I lived a five minute walk from my current workplace most of my life. From the move when I was three until I was nearly 26, this town was home. So, it’s nice, in away, that I still work in a familiar place and see the same people and same sights that are from my childhood, teenage and young adult years.
Today, I glanced out the window and saw a young mom pushing a stroller down the hill and it sent my mind back in time twenty years. There’s seven year old me, taking walks to the playground. Mom pushing the current baby in the stroller, the rest of us running ahead or trailing behind and we’re all walking down that same sidewalk I see through the window across from my desk.
It’s funny, this different perspective and I find my mind trying to reach far back enough to remember the impressions these buildings, factory smokestacks and gates made on my childhood self. I remember being both terrified and mesmerized by the river rushing over the dam and wishing my siblings wouldn’t lean so far over the railing of the bridge. I remember walking down the sidewalk, past parking lots of cars and wondering what that building was behind them, behind the gates and a row of tall, reaching pine trees.
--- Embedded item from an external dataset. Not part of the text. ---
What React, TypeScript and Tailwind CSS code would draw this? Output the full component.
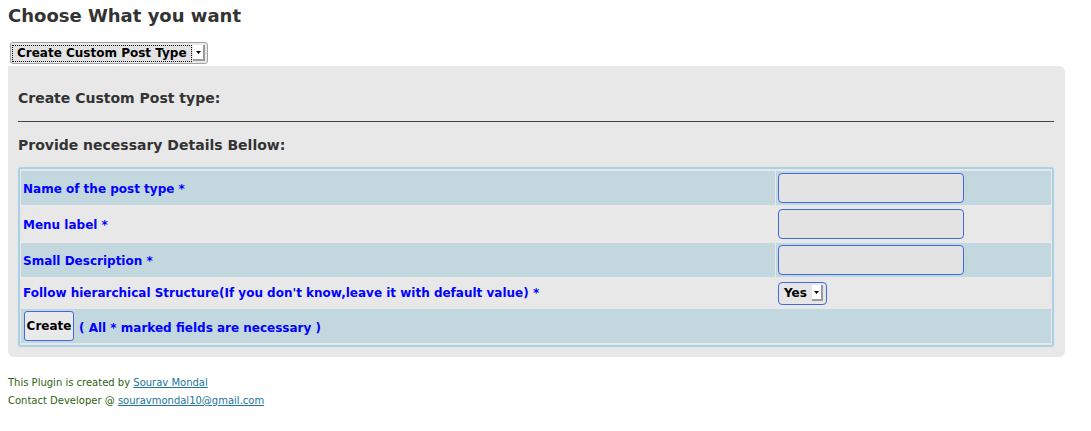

Today, my co-workers and I will stop and take a glance out the window, especially if kids are walking down to the playground. I waved to my own siblings and mom a few weeks ago, as they made their way to that same playground. And I wonder, I honestly do wonder, who sat at my desk and if she liked to people-watch, too, only twenty years ago when playgrounds weren’t plastic and I hadn’t the faintest idea what it was like to be Grown-Up and work for a living.